Never-Neverland
On the floor of the grimiest hotel of London lay a girl, a young woman, who was allowing her imagination to free her once more. It was a drug for her, the ability to break free and let go of the pain she was holding and paint herself a picture in her mind. It didn't matter how she had become the muddy girl on the floor, it didn't matter that she was an orphan with no family; all that mattered was the expanding fantasy in her mind.
There was one story she always went back to, the story of Peter Pan. And she was always Wendy, except, at the end of the story she stayed with Peter, with the boy she had given her heart to. He always appeared on her windowsill, on a windy midsummer night, looking like the dashing hero. Clothed in billowing green pants that hung low on his hips, she couldn't deal with tights, and a loose gypsy style shirt that would be blown about by the wind. He was the melting pot of all her favorite things, sometimes he was more pirate looking that gypsy, sometimes he was more bardic that gypsy, but he always looked heroic, her savior.
And he always hated Wendy, because she hated Wendy, what kind of a name was Wendy anyway? The name sounded weak, and Cara would have nothing to do with weak girls. She hated Wendy for breaking Pan's heart. How could she leave him, he was perfect. He didn't want to grow up, he wanted nothing to do with the responsibilities of an adult, the responsibilities she'd had far too much of. She believed that only a very cruel person could have left him. It didn't matter to her that he didn't know what love was, that Wendy should have stayed and taught him. And Cara had a superstition that he did know what love was. She knew in her heart that Peter loved Neverland, and would do anything to keep it safe, even not growing up. She thought if he could love a place that much he could learn to love her that way, she would just have to stick around longer than Wendy.
What Cara didn't realize was that her version of love, and Peters, would be very different. Cara thought love was fast, love was passionate, love was fierce, love was shocking and exciting. Peter had grown a little, and he had learned to understand that love was patient, love was deep care, love was passionate, but it was also quiet, love was fierce, but also gentle, love was a multitude of opposites things, but most of all, love was love, the deep kind that roots in your soul and makes you willing to die for the person you love. He understood that what he had had with Wendy was an infatuation, but he had grown, and what he felt for this grimy girl, was love of the purest kind.
Which is why he stopped to tap on her window that midsummer's eve.
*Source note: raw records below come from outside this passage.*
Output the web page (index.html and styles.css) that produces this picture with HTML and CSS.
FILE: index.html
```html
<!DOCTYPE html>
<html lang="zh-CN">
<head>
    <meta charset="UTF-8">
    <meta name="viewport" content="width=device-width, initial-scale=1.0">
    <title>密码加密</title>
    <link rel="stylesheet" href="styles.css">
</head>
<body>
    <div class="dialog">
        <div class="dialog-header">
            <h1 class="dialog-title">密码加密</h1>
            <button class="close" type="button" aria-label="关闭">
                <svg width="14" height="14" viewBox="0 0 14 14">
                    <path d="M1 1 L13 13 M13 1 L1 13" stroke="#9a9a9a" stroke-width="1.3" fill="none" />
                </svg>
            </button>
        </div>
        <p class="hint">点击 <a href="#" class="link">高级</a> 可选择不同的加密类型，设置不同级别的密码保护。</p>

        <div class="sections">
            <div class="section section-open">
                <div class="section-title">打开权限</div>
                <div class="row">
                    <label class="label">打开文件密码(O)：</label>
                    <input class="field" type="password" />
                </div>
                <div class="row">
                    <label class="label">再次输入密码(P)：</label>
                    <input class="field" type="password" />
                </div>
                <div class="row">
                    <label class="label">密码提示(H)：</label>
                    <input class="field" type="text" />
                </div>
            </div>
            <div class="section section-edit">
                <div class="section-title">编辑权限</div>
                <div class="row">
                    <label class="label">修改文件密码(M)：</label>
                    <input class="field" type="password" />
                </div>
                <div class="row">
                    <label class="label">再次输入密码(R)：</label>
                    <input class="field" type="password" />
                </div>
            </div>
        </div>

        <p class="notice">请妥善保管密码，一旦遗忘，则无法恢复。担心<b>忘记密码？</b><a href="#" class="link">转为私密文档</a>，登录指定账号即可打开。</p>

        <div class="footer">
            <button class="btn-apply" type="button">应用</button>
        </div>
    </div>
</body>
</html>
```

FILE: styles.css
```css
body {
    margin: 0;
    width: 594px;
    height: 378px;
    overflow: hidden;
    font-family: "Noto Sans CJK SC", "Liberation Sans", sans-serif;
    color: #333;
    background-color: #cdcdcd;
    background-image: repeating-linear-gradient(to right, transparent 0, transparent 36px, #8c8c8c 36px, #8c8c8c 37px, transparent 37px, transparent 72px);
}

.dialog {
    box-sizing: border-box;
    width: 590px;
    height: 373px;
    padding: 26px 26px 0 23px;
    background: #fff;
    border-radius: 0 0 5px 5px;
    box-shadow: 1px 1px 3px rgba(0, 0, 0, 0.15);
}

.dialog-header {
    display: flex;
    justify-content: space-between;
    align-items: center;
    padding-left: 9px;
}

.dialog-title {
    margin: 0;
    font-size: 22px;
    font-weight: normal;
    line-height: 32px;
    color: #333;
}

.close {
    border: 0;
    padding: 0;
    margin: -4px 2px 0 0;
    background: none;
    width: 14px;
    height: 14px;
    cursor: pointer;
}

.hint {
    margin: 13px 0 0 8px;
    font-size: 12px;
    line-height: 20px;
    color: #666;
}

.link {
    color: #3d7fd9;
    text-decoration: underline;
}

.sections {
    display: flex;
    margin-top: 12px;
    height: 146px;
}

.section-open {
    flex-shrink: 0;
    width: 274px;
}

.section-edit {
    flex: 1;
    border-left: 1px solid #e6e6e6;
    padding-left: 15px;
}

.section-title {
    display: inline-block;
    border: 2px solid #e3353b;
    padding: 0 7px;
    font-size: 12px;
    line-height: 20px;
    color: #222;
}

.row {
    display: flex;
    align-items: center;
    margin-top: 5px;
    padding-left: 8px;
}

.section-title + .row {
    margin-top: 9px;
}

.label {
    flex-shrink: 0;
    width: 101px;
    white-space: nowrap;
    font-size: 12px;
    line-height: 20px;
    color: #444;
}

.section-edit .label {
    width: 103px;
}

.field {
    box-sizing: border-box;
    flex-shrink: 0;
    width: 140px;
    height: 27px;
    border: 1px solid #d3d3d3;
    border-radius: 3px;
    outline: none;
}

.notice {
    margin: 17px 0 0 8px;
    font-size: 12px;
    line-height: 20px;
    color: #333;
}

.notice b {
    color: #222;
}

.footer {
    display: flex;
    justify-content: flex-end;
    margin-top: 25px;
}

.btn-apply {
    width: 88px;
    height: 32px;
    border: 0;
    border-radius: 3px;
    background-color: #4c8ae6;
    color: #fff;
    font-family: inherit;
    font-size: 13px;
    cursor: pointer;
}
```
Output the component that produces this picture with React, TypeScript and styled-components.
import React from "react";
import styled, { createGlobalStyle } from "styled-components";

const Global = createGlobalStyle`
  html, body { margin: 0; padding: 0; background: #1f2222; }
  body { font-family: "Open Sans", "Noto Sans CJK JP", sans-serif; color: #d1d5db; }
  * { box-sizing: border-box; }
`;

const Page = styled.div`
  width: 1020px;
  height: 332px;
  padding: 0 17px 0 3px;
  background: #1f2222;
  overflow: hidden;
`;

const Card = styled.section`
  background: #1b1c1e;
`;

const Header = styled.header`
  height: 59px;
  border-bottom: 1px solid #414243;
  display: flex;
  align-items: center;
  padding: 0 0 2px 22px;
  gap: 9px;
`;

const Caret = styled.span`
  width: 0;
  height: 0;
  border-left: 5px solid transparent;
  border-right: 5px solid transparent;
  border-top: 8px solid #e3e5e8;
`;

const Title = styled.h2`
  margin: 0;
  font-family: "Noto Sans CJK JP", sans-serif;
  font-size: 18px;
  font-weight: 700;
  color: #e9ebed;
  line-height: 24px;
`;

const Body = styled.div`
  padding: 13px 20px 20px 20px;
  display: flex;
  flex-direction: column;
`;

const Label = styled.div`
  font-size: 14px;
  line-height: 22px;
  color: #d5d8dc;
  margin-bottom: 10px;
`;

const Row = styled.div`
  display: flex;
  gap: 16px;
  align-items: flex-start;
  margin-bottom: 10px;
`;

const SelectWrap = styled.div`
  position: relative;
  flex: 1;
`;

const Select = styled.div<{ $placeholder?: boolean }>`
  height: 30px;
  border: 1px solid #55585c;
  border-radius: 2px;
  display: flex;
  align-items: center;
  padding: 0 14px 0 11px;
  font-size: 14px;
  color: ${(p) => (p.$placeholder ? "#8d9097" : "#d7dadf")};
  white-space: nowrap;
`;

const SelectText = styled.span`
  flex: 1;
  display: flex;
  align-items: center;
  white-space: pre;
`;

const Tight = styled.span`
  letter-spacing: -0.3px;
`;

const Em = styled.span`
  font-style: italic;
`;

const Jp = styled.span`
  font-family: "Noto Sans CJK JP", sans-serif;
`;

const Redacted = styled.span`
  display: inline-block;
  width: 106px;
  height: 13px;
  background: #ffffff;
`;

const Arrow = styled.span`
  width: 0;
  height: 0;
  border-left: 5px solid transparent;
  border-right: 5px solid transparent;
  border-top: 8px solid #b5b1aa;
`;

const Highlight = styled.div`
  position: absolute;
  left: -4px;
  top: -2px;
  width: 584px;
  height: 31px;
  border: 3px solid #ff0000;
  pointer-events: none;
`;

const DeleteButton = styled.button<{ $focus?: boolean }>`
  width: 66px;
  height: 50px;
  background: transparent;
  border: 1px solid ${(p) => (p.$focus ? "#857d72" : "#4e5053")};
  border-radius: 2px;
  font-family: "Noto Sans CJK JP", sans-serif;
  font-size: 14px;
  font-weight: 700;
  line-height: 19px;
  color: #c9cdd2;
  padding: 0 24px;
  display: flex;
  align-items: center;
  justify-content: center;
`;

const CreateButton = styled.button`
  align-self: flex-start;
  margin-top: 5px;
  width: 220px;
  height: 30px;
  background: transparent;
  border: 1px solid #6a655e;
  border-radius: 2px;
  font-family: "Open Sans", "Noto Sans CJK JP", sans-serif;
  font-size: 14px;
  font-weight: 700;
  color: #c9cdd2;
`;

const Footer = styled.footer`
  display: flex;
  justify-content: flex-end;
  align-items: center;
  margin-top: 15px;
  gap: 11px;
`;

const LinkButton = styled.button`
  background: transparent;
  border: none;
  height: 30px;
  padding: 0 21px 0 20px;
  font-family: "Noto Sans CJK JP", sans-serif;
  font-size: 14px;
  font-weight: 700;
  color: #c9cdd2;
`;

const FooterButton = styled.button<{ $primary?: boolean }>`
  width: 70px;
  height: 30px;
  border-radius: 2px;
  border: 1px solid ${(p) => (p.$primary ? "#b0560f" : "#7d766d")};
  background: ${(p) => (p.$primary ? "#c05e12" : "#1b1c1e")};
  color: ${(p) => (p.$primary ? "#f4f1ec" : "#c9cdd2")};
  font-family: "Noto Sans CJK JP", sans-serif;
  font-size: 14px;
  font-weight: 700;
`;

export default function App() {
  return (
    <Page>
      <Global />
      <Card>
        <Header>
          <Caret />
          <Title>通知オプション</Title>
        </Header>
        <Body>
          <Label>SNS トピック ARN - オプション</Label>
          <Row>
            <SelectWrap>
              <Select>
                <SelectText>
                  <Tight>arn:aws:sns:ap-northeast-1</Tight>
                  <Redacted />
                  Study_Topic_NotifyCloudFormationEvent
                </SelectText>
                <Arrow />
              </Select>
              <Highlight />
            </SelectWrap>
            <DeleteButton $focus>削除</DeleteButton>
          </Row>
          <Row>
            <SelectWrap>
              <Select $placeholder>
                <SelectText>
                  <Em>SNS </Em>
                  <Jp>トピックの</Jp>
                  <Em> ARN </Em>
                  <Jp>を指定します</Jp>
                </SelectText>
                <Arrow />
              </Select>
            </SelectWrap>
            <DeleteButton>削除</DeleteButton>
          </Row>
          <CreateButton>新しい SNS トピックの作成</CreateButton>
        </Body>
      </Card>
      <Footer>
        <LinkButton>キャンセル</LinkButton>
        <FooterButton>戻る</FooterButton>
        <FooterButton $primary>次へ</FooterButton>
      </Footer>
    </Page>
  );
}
Cara looked up and gasped, there was a boy on her window, an odd looking boy who appeared to be dressed for a costume party, dressed to go as Peter Pan. She got up and opened the widow. He climbed into her room and stood there, looking, Peter Pan-ish.
"Hello," he said with a wide grin. "I'm Peter, Peter Pan." She stared at him, he was much different than she had imagined, he was older, she had pictured him ten or twelve, but this boy looked almost sixteen. He was tall, dashing, and a little dirty. To her he was amazing, her hero, her ray of sunshine in s dark and trashy world.
"Cara," she said, still in awe, Peter Pan was in her room. In her room, standing there looking like a storybook character, she smiled, he was a storybook character.
"I know," He said before leaning forward and grabbing her hand. "Come away with me," he whispered, exactly how she'd known he would. "Come away with me to Neverland." And so she did, she took his hand and leapt out of her window, never to look back, never to despair, and never to grow up.